COUR D’APPEL D’AIX-EN-PROVENCE

Chambre 1-2

ARRÊT

DU 28 AVRIL 2022

N° 2022/ 325

Rôle N° RG 21/02880 – N° Portalis DBVB-V-B7F-BHAFT

S.A.R.L. IMMAC DEVELOPPEMENT

C/

[S] [E]

Copie exécutoire délivrée

le :

à :

Me Thomas HUGUES

Me Benjamin AYOUN

Décision déférée à la Cour :

Ordonnance de référé rendue par le Président du tribunal judiciaire de Marseille en date du 19 Février 2021 enregistrée au répertoire général sous le n° 20/02754.

APPELANTE

S.A.R.L. IMMAC DEVELOPPEMENT

prise en la personne de son représentant légal,

dont le siège social est situé [Adresse 2]

représentée par Me Thomas HUGUES, avocat au barreau de MARSEILLE, plaidant

INTIME

Monsieur [S] [E]

né le 20 février 1967 à [Localité 3], demeurant [Adresse 1]

représenté par Me Benjamin AYOUN, avocat au barreau de MARSEILLE, plaidant

*-*-*-*-*

COMPOSITION DE LA COUR

L’affaire a été débattue le 08 mars 2022 en audience publique.
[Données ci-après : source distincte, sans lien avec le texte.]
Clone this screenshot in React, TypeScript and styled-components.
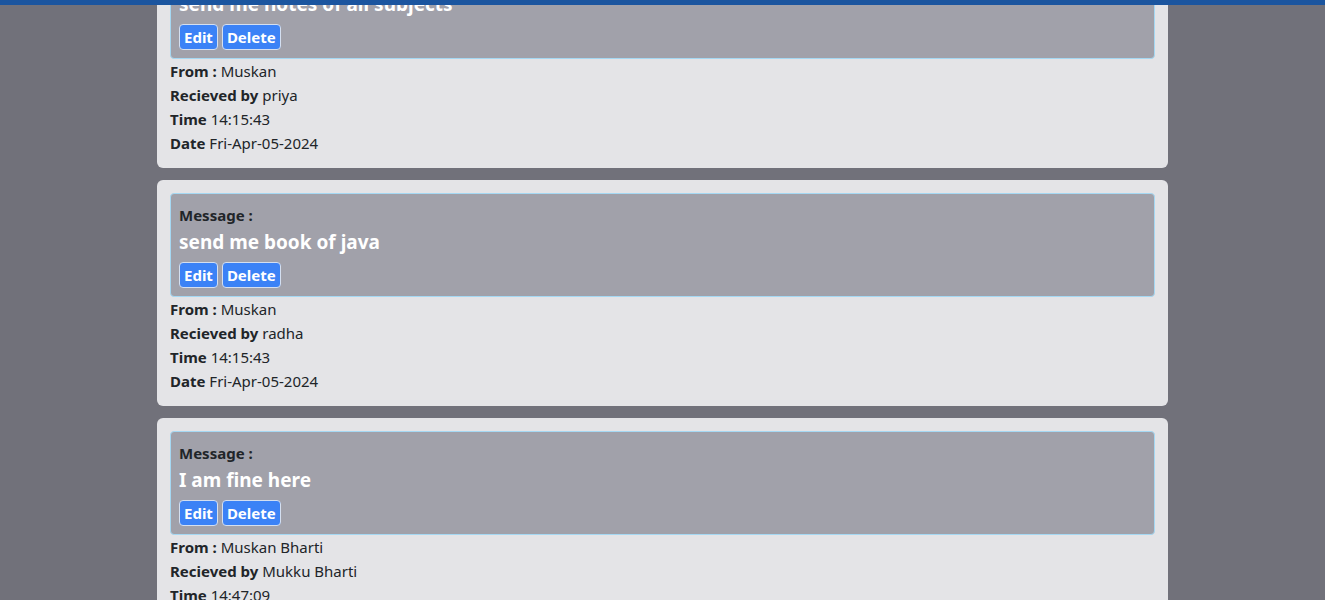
import React from "react";
import styled, { createGlobalStyle } from "styled-components";

const GlobalStyle = createGlobalStyle`
  html, body {
    margin: 0;
    padding: 0;
    background: #71717a;
    font-family: "Noto Sans", "Open Sans", sans-serif;
    color: #212529;
    overflow: hidden;
  }
  * { box-sizing: border-box; }
`;

const TopBar = styled.div`
  position: fixed;
  top: 0;
  left: 0;
  right: 0;
  height: 5px;
  background: #1b559f;
  z-index: 10;
`;

const Page = styled.main`
  height: 600px;
  overflow: hidden;
`;

const List = styled.div`
  width: 1011px;
  margin: -58px auto 0;
  display: flex;
  flex-direction: column;
  gap: 12px;
`;

const Card = styled.section`
  background: #e4e4e7;
  border-radius: 6px;
  padding: 13px;
`;

const MessageBox = styled.div`
  background: #a1a1aa;
  border: 1px solid #a5d8f3;
  border-radius: 4px;
  padding: 9px 8px 8px;
`;

const Label = styled.div`
  font-size: 15px;
  font-weight: 700;
  line-height: 24px;
  color: #212529;
`;

const Title = styled.div`
  font-size: 19px;
  font-weight: 700;
  line-height: 30px;
  color: #ffffff;
`;

const Actions = styled.div`
  display: flex;
  gap: 4px;
  margin-top: 5px;
`;

const Button = styled.button`
  font-family: inherit;
  font-size: 15px;
  font-weight: 700;
  line-height: 22px;
  height: 26px;
  padding: 0 4px;
  color: #ffffff;
  background: #3b82f6;
  border: 1px solid #d4dff0;
  border-radius: 4px;
  cursor: pointer;
`;

const Row = styled.div`
  font-size: 15px;
  line-height: 24px;
  color: #212529;
  & > b {
    font-weight: 700;
  }
`;

type Msg = {
  text: string;
  from: string;
  to: string;
  time: string;
  date: string;
};

const messages: Msg[] = [
  { text: "send me notes of all subjects", from: "Muskan", to: "priya", time: "14:15:43", date: "Fri-Apr-05-2024" },
  { text: "send me book of java", from: "Muskan", to: "radha", time: "14:15:43", date: "Fri-Apr-05-2024" },
  { text: "I am fine here", from: "Muskan Bharti", to: "Mukku Bharti", time: "14:47:09", date: "Fri-Apr-05-2024" },
];

export default function App() {
  return (
    <>
      <GlobalStyle />
      <TopBar />
      <Page>
        <List>
          {messages.map((m, i) => (
            <Card key={i}>
              <MessageBox>
                <Label>Message :</Label>
                <Title>{m.text}</Title>
                <Actions>
                  <Button>Edit</Button>
                  <Button>Delete</Button>
                </Actions>
              </MessageBox>
              <Row><b>From :</b> {m.from}</Row>
              <Row><b>Recieved by</b> {m.to}</Row>
              <Row><b>Time</b> {m.time}</Row>
              <Row><b>Date</b> {m.date}</Row>
            </Card>
          ))}
        </List>
      </Page>
    </>
  );
}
Conformément à l’article 804 du code de procédure civile, Mme PEREZ, Conseillère, a fait un rapport oral de l’affaire à l’audience avant les plaidoiries.

La Cour était composée de :

M. Gilles PACAUD, Président

Mme Sylvie PEREZ, Conseillère

Mme Angélique NETO, Conseillère

qui en ont délibéré.

Greffier lors des débats : Mme Julie DESHAYE.
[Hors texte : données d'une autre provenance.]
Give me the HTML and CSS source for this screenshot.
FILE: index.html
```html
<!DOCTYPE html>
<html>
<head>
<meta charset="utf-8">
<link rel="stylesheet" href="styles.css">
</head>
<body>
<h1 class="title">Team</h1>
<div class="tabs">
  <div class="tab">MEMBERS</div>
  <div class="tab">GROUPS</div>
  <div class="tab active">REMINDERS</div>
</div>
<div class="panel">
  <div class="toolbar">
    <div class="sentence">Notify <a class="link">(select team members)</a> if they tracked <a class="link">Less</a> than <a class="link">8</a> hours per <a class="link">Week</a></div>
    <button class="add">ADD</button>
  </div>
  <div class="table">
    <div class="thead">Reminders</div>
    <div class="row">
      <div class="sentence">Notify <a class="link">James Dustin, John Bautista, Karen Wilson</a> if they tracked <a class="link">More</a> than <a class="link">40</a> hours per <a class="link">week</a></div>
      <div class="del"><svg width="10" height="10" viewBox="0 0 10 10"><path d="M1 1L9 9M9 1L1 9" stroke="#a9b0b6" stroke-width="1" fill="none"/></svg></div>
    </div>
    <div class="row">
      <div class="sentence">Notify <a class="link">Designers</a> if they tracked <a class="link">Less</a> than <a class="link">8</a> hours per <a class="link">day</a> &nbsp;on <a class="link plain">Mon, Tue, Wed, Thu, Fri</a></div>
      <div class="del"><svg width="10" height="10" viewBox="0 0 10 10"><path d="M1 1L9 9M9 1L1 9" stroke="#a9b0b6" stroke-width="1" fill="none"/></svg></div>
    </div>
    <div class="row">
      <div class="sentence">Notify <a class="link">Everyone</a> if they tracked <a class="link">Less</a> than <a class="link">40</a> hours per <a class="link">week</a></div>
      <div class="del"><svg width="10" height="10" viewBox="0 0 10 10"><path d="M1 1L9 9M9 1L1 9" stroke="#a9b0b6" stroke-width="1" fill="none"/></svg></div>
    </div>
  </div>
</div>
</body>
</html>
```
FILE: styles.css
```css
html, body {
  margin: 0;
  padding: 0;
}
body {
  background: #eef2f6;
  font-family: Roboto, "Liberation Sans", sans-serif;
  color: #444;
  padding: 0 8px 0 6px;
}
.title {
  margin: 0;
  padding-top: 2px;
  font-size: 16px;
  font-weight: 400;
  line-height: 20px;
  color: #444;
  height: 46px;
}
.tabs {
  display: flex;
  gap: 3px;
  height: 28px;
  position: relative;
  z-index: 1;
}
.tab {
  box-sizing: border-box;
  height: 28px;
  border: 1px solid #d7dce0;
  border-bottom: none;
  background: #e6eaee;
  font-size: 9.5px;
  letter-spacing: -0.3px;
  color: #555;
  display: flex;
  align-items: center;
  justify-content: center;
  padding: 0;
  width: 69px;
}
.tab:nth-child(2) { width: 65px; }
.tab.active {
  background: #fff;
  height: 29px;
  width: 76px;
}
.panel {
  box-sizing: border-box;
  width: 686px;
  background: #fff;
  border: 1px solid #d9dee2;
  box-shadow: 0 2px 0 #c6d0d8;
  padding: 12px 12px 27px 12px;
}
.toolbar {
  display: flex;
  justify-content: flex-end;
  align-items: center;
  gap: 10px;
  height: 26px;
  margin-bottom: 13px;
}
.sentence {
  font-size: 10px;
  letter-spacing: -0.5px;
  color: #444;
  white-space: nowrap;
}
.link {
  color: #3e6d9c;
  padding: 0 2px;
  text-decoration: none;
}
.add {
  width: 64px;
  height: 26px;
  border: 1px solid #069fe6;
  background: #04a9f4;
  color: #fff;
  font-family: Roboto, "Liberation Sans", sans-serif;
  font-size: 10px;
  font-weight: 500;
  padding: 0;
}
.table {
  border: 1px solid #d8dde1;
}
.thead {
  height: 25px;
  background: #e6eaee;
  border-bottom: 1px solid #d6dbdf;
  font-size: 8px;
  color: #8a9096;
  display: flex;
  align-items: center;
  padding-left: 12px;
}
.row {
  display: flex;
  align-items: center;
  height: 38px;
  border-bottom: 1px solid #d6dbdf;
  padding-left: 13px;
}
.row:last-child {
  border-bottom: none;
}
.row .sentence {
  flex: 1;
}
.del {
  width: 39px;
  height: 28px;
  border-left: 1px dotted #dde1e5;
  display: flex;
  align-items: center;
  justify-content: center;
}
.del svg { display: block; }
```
Les parties ont été avisées que le prononcé de la décision aurait lieu par mise à disposition au greffe le 28 avril 2022.

ARRÊT

Contradictoire,

Prononcé par mise à disposition au greffe le 28 avril 2022,

Signé par M. Gilles PACAUD, Président et Mme Julie DESHAYE, greffier auquel la minute de la décision a été remise par le magistrat signataire.

***

EXPOSÉ DU LITIGE :

Par un contrat préliminaire de vente en l’état futur d’achèvement, Monsieur [S] [E] s’est engagé à acheter, à la SARL IMMAC Développement, un bien immobilier à l’adresse sise [Adresse 1].

Cette société a été constituée le 27 septembre 2013 par la SARL [W]-Immo, prise en la personne de Monsieur [B] [W], chirurgien dentiste, la SARL [P] Sud, prise en la personne de Monsieur [O] [P] et la SARL H2 HOME HUNTER, prise en la personne de Monsieur [S] [E], chacun des associés détenant 1000 parts du capital social.

À la suite de désaccords, la SARL [W]-Immo va, le 18 novembre 2014, racheter les parts sociales des deux autres associés.

La SARL IMMAC Développement expose qu’elle va s’apercevoir, courant mars 2020, que Monsieur [S] [E] a forgé un faux procès-verbal d’assemblée générale daté du 17 juillet 2018 donnant tout pouvoir à un membre de l’étude notariale de Maître [V] [F], notaire en charge de la vente, afin de pouvoir légalement la représenter lors de la vente du bien sis [Adresse 1] devant être vendu à Monsieur [S] [E].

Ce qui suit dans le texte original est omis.